On connaît beaucoup moins le paradoxe de la tolérance : une tolérance sans limites ne peut que mener à la disparition de la tolérance. Si nous étendons une tolérance sans limites même à ceux qui sont intolérants, si nous ne sommes pas préparés à défendre une société tolérante contre l’assaut des intolérants, alors les tolérants seront anéantis, et avec eux la tolérance.

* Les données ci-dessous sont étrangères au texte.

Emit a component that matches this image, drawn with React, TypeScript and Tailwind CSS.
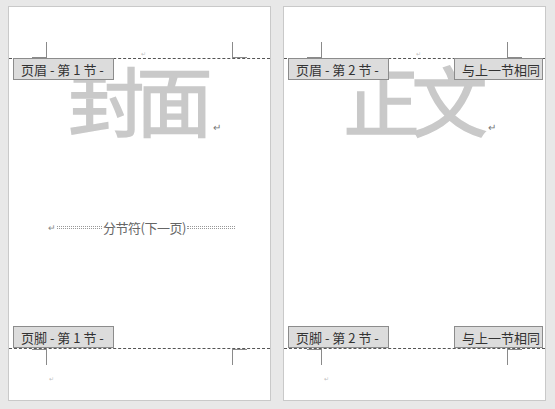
import React from 'react';

const cjk = { fontFamily: '"Noto Sans CJK SC", "Noto Sans", sans-serif' };

const Tag = ({ children, className }: { children: React.ReactNode; className: string }) => (
  <div
    className={`absolute h-[22px] px-[7px] flex items-center bg-[#dcdcdc] border border-[#8c8c8c] text-[13px] text-[#333] leading-none whitespace-nowrap ${className}`}
    style={cjk}
  >
    {children}
  </div>
);

const Page = ({
  section,
  title,
  showBreak,
  linked,
}: {
  section: number;
  title: string;
  showBreak?: boolean;
  linked?: boolean;
}) => (
  <div className="relative w-[263px] h-[395px] bg-white border border-[#c9c9c9] flex flex-col">
    {/* header margin */}
    <div className="h-[51px] flex items-end justify-between px-[23px] relative">
      <div className="w-[15px] h-[16px] border-r border-b border-[#8a8a8a]" />
      <span className="absolute bottom-[1px] left-[132px] text-[6px] leading-none text-[#c0c0c0]">↵</span>
      <div className="w-[15px] h-[16px] border-l border-b border-[#8a8a8a]" />
    </div>
    <div className="border-t border-dashed border-[#555]" />

    {/* body */}
    <div className="flex-1 flex flex-col items-center">
      <div className="flex items-end mt-[1px]" style={cjk}>
        <span className="text-[76px] leading-none font-normal text-[#c9c9c9] [-webkit-text-stroke:1.6px_#c9c9c9] pl-[10px] tracking-[-8px]">
          {title}
        </span>
        <span className="text-[10px] leading-none text-[#777] mb-[4px] ml-[8px]">↵</span>
      </div>
      {showBreak && (
        <div className="mt-[85px] w-full pl-[39px] flex items-center text-[13px] text-[#666]" style={cjk}>
          <span className="text-[9px] leading-none text-[#888] w-[9px]">↵</span>
          <div className="w-[45px] h-[3px] border-y border-dotted border-[#999]" />
          <span className="leading-none mx-[1px] tracking-[-0.5px]">分节符(下一页)</span>
          <div className="w-[48px] h-[3px] border-y border-dotted border-[#999]" />
        </div>
      )}
    </div>

    {/* footer margin */}
    <div className="border-t border-dashed border-[#555]" />
    <div className="h-[51px] flex items-start justify-between px-[23px] relative">
      <div className="w-[15px] h-[16px] border-r border-t border-[#8a8a8a]" />
      <span className="absolute top-[27px] left-[40px] text-[6px] leading-none text-[#c0c0c0]">↵</span>
      <div className="w-[15px] h-[16px] border-l border-t border-[#8a8a8a]" />
    </div>

    <Tag className="left-[4px] top-[51px] w-[101px]">页眉 - 第 {section} 节 -</Tag>
    <Tag className="left-[4px] top-[319px] w-[101px]">页脚 - 第 {section} 节 -</Tag>
    {linked && (
      <>
        <Tag className="right-[2px] top-[51px] w-[89px]">与上一节相同</Tag>
        <Tag className="right-[2px] top-[319px] w-[89px]">与上一节相同</Tag>
      </>
    )}
  </div>
);

export default function App() {
  return (
    <div className="w-[555px] h-[409px] bg-[#e8e8e8] pl-[8px] pt-[6px] flex gap-[12px] overflow-hidden">
      <Page section={1} title="封面" showBreak />
      <Page section={2} title="正文" linked />
    </div>
  );
}
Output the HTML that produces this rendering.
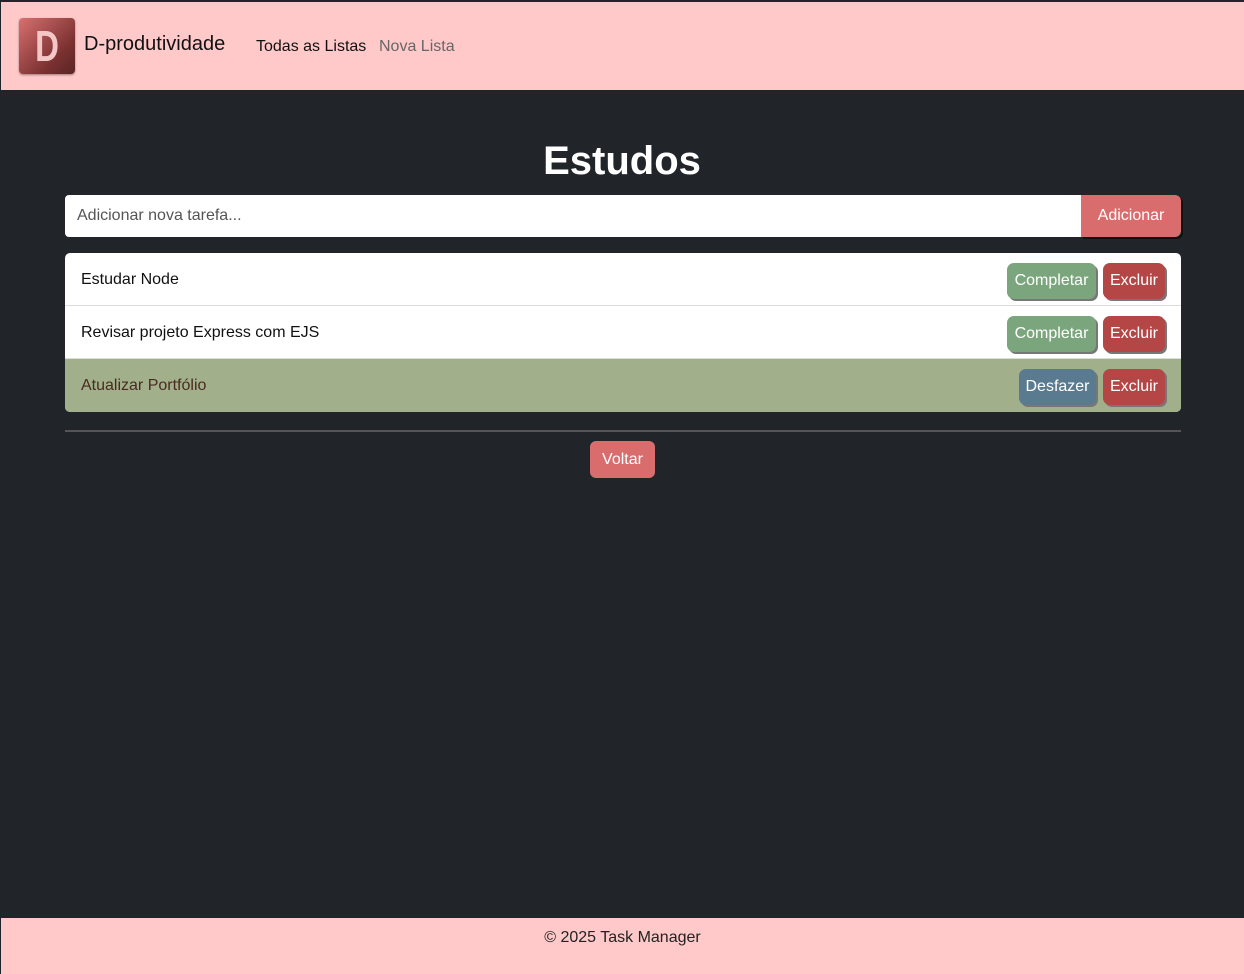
<!DOCTYPE html>
<html><head><meta charset="utf-8"><style>
*{box-sizing:border-box;margin:0;padding:0}
body{width:1244px;height:974px;background:#212429;font-family:"Liberation Sans","DejaVu Sans",sans-serif;position:relative;overflow:hidden}
.nav{position:absolute;left:1px;top:2px;width:1243px;height:88px;background:#ffc9c9}
.logo{position:absolute;left:18px;top:16px;width:56px;height:56px;border-radius:4px;background:linear-gradient(135deg,#d97070,#7a3030 70%,#5a2525);box-shadow:0 1px 2px rgba(0,0,0,.4)}
.logo span{position:absolute;left:0;right:0;top:4px;text-align:center;font-size:44px;font-weight:bold;color:#f4c7c7;transform:scaleX(.75)}
.brand{position:absolute;left:83px;top:31px;font-size:20px;color:#111}
.l1{position:absolute;left:255px;top:36px;font-size:16px;color:#111}
.l2{position:absolute;left:378px;top:36px;font-size:16px;color:#666}
h1{position:absolute;left:0;right:0;top:139px;text-align:center;color:#fff;font-size:40px;font-weight:bold}
.inp{position:absolute;left:65px;top:195px;width:1017px;height:42px;background:#fff;border-radius:4px 0 0 4px;font-size:16px;color:#555;padding:12px 12px}
.add{position:absolute;left:1081px;top:195px;width:100px;height:42px;background:#d96c6c;border-radius:0 6px 6px 0;color:#fff;font-size:16px;text-align:center;line-height:42px;box-shadow:2px 2px 0 #111}
.list{position:absolute;left:65px;top:253px;width:1116px;height:159px;background:#fff;border-radius:5px;overflow:hidden}
.row{position:absolute;left:0;width:100%;height:53px;font-size:16px;color:#111;padding:18px 16px;border-bottom:1px solid #ddd}
.row.done{background:#a1b08a;color:#4a2a22;border:none}
.b{position:absolute;top:10px;height:36px;border-radius:7px;color:#fff;font-size:16px;text-align:center;line-height:35px;box-shadow:2px 2px 0 #777}
.c{left:942px;width:89px;background:#7ba67d}
.x{left:1038px;width:62px;background:#b54646}
.d{left:954px;width:77px;background:#5a7b8f}
.hr{position:absolute;left:65px;top:430px;width:1116px;height:2px;background:#555}
.back{position:absolute;left:590px;top:441px;width:65px;height:37px;background:#d96c6c;border-radius:6px;color:#fff;font-size:16px;text-align:center;line-height:37px}
.foot{position:absolute;left:1px;top:918px;width:1243px;height:56px;background:#ffc9c9;text-align:center;font-size:16px;color:#222;padding-top:11px}
</style></head><body>
<div class="nav"><div class="logo"><span>D</span></div><div class="brand">D-produtividade</div><div class="l1">Todas as Listas</div><div class="l2">Nova Lista</div></div>
<h1>Estudos</h1>
<div class="inp">Adicionar nova tarefa...</div><div class="add">Adicionar</div>
<div class="list">
<div class="row" style="top:0">Estudar Node<div class="b c">Completar</div><div class="b x">Excluir</div></div>
<div class="row" style="top:53px">Revisar projeto Express com EJS<div class="b c">Completar</div><div class="b x">Excluir</div></div>
<div class="row done" style="top:106px">Atualizar Portfólio<div class="b d">Desfazer</div><div class="b x">Excluir</div></div>
</div>
<div class="hr"></div>
<div class="back">Voltar</div>
<div class="foot">© 2025 Task Manager</div>
</body></html>
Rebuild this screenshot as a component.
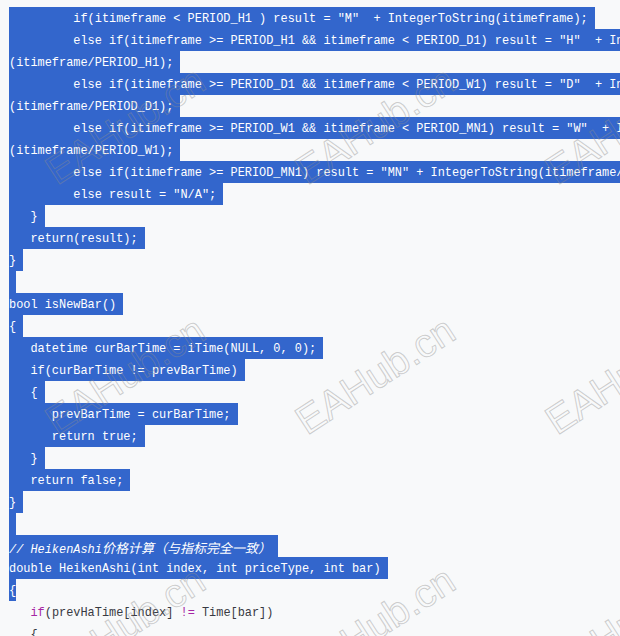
import React from "react";

const I3 = "   ";
const I6 = "      ";
const I9 = "         ";

const lines = [
  { t: I9 + 'if(itimeframe < PERIOD_H1 ) result = "M"  + IntegerToString(itimeframe);', s: true },
  { t: I9 + 'else if(itimeframe >= PERIOD_H1 && itimeframe < PERIOD_D1) result = "H"  + IntegerToString', s: true },
  { t: "(itimeframe/PERIOD_H1);", s: true },
  { t: I9 + 'else if(itimeframe >= PERIOD_D1 && itimeframe < PERIOD_W1) result = "D"  + IntegerToString', s: true },
  { t: "(itimeframe/PERIOD_D1);", s: true },
  { t: I9 + 'else if(itimeframe >= PERIOD_W1 && itimeframe < PERIOD_MN1) result = "W"  + IntegerToString', s: true },
  { t: "(itimeframe/PERIOD_W1);", s: true },
  { t: I9 + 'else if(itimeframe >= PERIOD_MN1) result = "MN" + IntegerToString(itimeframe/PERIOD_MN1);', s: true },
  { t: I9 + 'else result = "N/A";', s: true },
  { t: I3 + "}", s: true },
  { t: I3 + "return(result);", s: true },
  { t: "}", s: true },
  { t: "", s: true },
  { t: "bool isNewBar()", s: true },
  { t: "{", s: true },
  { t: I3 + "datetime curBarTime = iTime(NULL, 0, 0);", s: true },
  { t: I3 + "if(curBarTime != prevBarTime)", s: true },
  { t: I3 + "{", s: true },
  { t: I6 + "prevBarTime = curBarTime;", s: true },
  { t: I6 + "return true;", s: true },
  { t: I3 + "}", s: true },
  { t: I3 + "return false;", s: true },
  { t: "}", s: true },
  { t: "", s: true },
  { t: "__COMMENT__", s: true },
  { t: "double HeikenAshi(int index, int priceType, int bar)", s: true },
  { t: "{", s: true, last: true },
];

function Watermarks() {
  const items = [];
  for (let r = 0; r < 3; r++) {
    for (let c = 0; c < 3; c++) {
      const cx = 125 + c * 250;
      const cy = 125 + r * 250;
      items.push(
        <text
          key={`${r}-${c}`}
          x={cx}
          y={cy}
          textAnchor="middle"
          dominantBaseline="central"
          transform={`rotate(-33 ${cx} ${cy})`}
          fontFamily="'Liberation Sans', Arial, sans-serif"
          fontSize="40"
          fill="none"
          stroke="rgba(140,140,140,0.42)"
          strokeWidth="1"
        >
          EAHub.cn
        </text>
      );
    }
  }
  return (
    <svg
      className="absolute inset-0 pointer-events-none"
      width="620"
      height="636"
      viewBox="0 0 620 636"
    >
      {items}
    </svg>
  );
}

export default function App() {
  return (
    <div className="relative w-[620px] h-[636px] overflow-hidden bg-[#f8f9fa]">
      <div className="pt-[7px] pl-[9px] font-['Liberation_Mono',monospace] text-[11.92px] whitespace-pre">
        {lines.map((l, i) => {
          if (l.t === "__COMMENT__") {
            return (
              <div key={i} className="h-[22px] leading-[25px] w-max bg-[#3366cc] text-white italic">
                {"// HeikenAshi"}
                <span className="font-['Noto_Sans_CJK_SC',sans-serif] text-[13px]">价格计算（与指标完全一致）</span>
                {" "}
              </div>
            );
          }
          return (
            <div key={i} className="h-[22px] leading-[25px] w-max bg-[#3366cc] text-white">
              {l.last ? l.t : l.t + " "}
            </div>
          );
        })}
        <div className="h-[22px] leading-[25px] text-[#383a42]">
          {I3}
          <span className="text-[#a626a4]">if</span>
          {"(prevHaTime[index] "}
          <span className="text-[#a626a4]">!=</span>
          {" Time[bar])"}
        </div>
        <div className="h-[22px] leading-[25px] text-[#383a42]">{I3 + "{"}</div>
      </div>
      <Watermarks />
    </div>
  );
}
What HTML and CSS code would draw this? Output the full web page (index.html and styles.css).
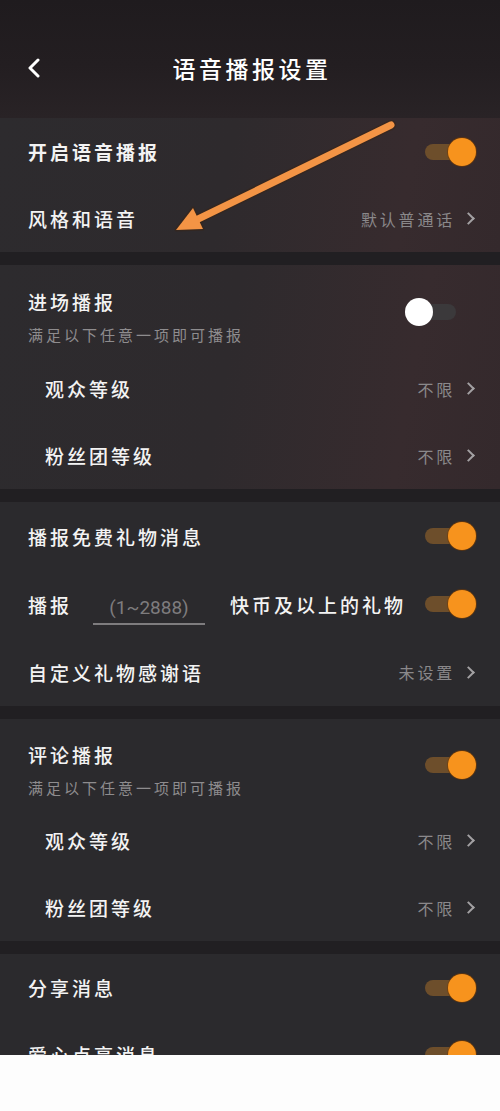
FILE: index.html
```html
<!DOCTYPE html>
<html lang="zh-CN">
<head>
<meta charset="utf-8">
<title>语音播报设置</title>
<link rel="stylesheet" href="styles.css">
</head>
<body>
<div class="screen">
  <div class="app">
    <header class="topbar">
      <svg class="back" viewBox="0 0 14 20" width="14" height="20"><path d="M11 2 L3 10 L11 18" fill="none" stroke="#ffffff" stroke-width="3" stroke-linecap="round" stroke-linejoin="round"/></svg>
      <h1 class="title">语音播报设置</h1>
    </header>

    <section class="group warm">
      <div class="row">
        <span class="label strong">开启语音播报</span>
        <span class="switch on"><span class="track"></span><span class="knob"></span></span>
      </div>
      <div class="row">
        <span class="label">风格和语音</span>
        <span class="value">默认普通话<i class="chev"></i></span>
      </div>
    </section>

    <section class="group warm">
      <div class="head">
        <div class="head-text">
          <span class="label">进场播报</span>
          <span class="sub">满足以下任意一项即可播报</span>
        </div>
        <span class="switch off"><span class="track"></span><span class="knob"></span></span>
      </div>
      <div class="row indent">
        <span class="label">观众等级</span>
        <span class="value">不限<i class="chev"></i></span>
      </div>
      <div class="row indent">
        <span class="label">粉丝团等级</span>
        <span class="value">不限<i class="chev"></i></span>
      </div>
    </section>

    <section class="group">
      <div class="row tall">
        <span class="label">播报免费礼物消息</span>
        <span class="switch on"><span class="track"></span><span class="knob"></span></span>
      </div>
      <div class="row tall">
        <div class="gift">
          <span class="label">播报</span>
          <span class="input">(1~2888)</span>
          <span class="label">快币及以上的礼物</span>
        </div>
        <span class="switch on"><span class="track"></span><span class="knob"></span></span>
      </div>
      <div class="row tall">
        <span class="label">自定义礼物感谢语</span>
        <span class="value">未设置<i class="chev"></i></span>
      </div>
    </section>

    <section class="group">
      <div class="head short">
        <div class="head-text">
          <span class="label">评论播报</span>
          <span class="sub">满足以下任意一项即可播报</span>
        </div>
        <span class="switch on"><span class="track"></span><span class="knob"></span></span>
      </div>
      <div class="row indent">
        <span class="label">观众等级</span>
        <span class="value">不限<i class="chev"></i></span>
      </div>
      <div class="row indent">
        <span class="label">粉丝团等级</span>
        <span class="value">不限<i class="chev"></i></span>
      </div>
    </section>

    <section class="group">
      <div class="row">
        <span class="label">分享消息</span>
        <span class="switch on"><span class="track"></span><span class="knob"></span></span>
      </div>
      <div class="row">
        <span class="label">爱心点亮消息</span>
        <span class="switch on"><span class="track"></span><span class="knob"></span></span>
      </div>
    </section>

    <svg class="arrow" viewBox="0 0 500 1055" width="500" height="1055">
      <line x1="391" y1="125" x2="194" y2="221" stroke="#3a2414" stroke-opacity="0.5" stroke-width="10" stroke-linecap="round"/>
      <polygon points="176,230 193,208 203,229" fill="#3a2414" fill-opacity="0.5" stroke="#3a2414" stroke-opacity="0.5" stroke-width="3" stroke-linejoin="round"/>
      <line x1="391" y1="125" x2="194" y2="221" stroke="#f39445" stroke-width="7" stroke-linecap="round"/>
      <polygon points="176,230 193,208 203,229" fill="#f39445"/>
    </svg>
  </div>
</div>
</body>
</html>
```

FILE: styles.css
```css
* {
  box-sizing: border-box;
  margin: 0;
  padding: 0;
}

html, body {
  width: 500px;
  height: 1111px;
  background: #fdfdfd;
  overflow: hidden;
}

body {
  font-family: "Noto Sans CJK SC", "Noto Sans", sans-serif;
  color: #f2f2f2;
}

.screen {
  width: 500px;
  height: 1111px;
  background: #fdfdfd;
}

.app {
  position: relative;
  width: 500px;
  height: 1055px;
  overflow: hidden;
  background: #211f22;
  display: flex;
  flex-direction: column;
  gap: 13px;
}

.app > * {
  flex-shrink: 0;
}

.topbar {
  height: 118px;
  margin-bottom: -13px;
  display: flex;
  align-items: center;
  justify-content: center;
  position: relative;
  background: linear-gradient(180deg, #1f1b1e 0%, #231e21 55%, #292326 100%);
}

.back {
  position: absolute;
  left: 27px;
  top: 58px;
}

.title {
  font-size: 23px;
  font-weight: 500;
  letter-spacing: 3.5px;
  color: #ffffff;
  margin-top: 18px;
  padding-left: 4px;
}

.group {
  background: #2b2a2d;
  display: flex;
  flex-direction: column;
}

.group.warm {
  background: linear-gradient(100deg, #2d2b2e 0%, #2e2a2d 45%, #372b2e 80%, #34292c 100%);
}

.row {
  height: 67px;
  padding: 0 24px 0 28px;
  display: flex;
  align-items: center;
  justify-content: space-between;
}

.row.tall {
  height: 68px;
}

.row.indent {
  padding-left: 45px;
}

.head {
  height: 90px;
  padding: 0 24px 0 28px;
  display: flex;
  align-items: center;
  justify-content: space-between;
}

.head.short {
  height: 88px;
}

.head-text {
  display: flex;
  flex-direction: column;
  gap: 9px;
  padding-top: 12px;
}

.head .switch {
  margin-top: 4px;
}

.label {
  font-size: 19px;
  font-weight: 500;
  letter-spacing: 3px;
  color: #f3f3f3;
  white-space: nowrap;
}

.label.strong {
  font-weight: 700;
}

.sub {
  font-size: 15px;
  letter-spacing: 3px;
  color: #8e8c8e;
  white-space: nowrap;
}

.value {
  display: flex;
  align-items: center;
  font-size: 16px;
  letter-spacing: 2.8px;
  color: #8a888a;
  white-space: nowrap;
}

.chev {
  display: inline-block;
  width: 9px;
  height: 9px;
  border-top: 2px solid #a3a1a3;
  border-right: 2px solid #a3a1a3;
  transform: rotate(45deg);
  margin-left: 9px;
  margin-right: 3px;
}

.gift {
  display: flex;
  align-items: center;
}

.input {
  width: 112px;
  margin-left: 21px;
  margin-right: 25px;
  padding-bottom: 4px;
  border-bottom: 2px solid #7e7c7e;
  text-align: center;
  font-family: Roboto, "Noto Sans", sans-serif;
  font-size: 19px;
  color: #7e7c7e;
  transform: translateY(6px);
}

.switch {
  position: relative;
  width: 61px;
  height: 28px;
  flex: none;
}

.switch .track {
  position: absolute;
  left: 10px;
  right: 10px;
  top: 6px;
  height: 16px;
  border-radius: 8px;
  background: #6d4e2b;
}

.switch .knob {
  position: absolute;
  top: 0;
  width: 28px;
  height: 28px;
  border-radius: 50%;
  background: #f7931d;
  box-shadow: 0 0 0 1px rgba(120, 60, 0, 0.6);
}

.switch.on .knob {
  right: 0;
}

.switch.off {
  margin-right: 10px;
}

.switch.off .track {
  background: #3b393b;
}

.switch.off .knob {
  left: 0;
  background: #ffffff;
  box-shadow: none;
}

.arrow {
  position: absolute;
  left: 0;
  top: 0;
  pointer-events: none;
}
```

– Par cette formulation, je ne suggère pas, par exemple, que nous devrions toujours interdire l’expression des philosophies intolérantes ; tant que nous pouvons les réfuter par une argumentation rationnelle et les laisser sous le contrôle de l’opinion publique, il serait sans doute fort malavisé de les interdire. Mais nous devrions nous réserver le droit de les interdire si nécessaire, même par la force ; car il pourrait bien s’avérer qu’ils ne soient pas prêts à nous faire face au niveau d’une argumentation rationnelle, mais qu’ils commencent par dénoncer tous les arguments ; il se pourrait qu’ils interdisent à leurs partisans de prêter l’oreille aux argumentations rationnelles car elles seraient trompeuses, et qu’ils leur enseignent à répondre aux arguments par l’usage de leurs poings et de leurs armes. C’est pourquoi, au nom de la tolérance, nous devrions nous réserver le droit de ne pas tolérer les intolérants. Nous devrions affirmer que tout mouvement prêchant l’intolérance se place lui-même en-dehors de la loi, et nous devrions considérer comme criminelle tout incitation à l’intolérance et à la persécution, de la même façon que nous devrions considérer comme criminelle toute incitation au meurtre, au kidnapping ou au retour au commerce des esclaves.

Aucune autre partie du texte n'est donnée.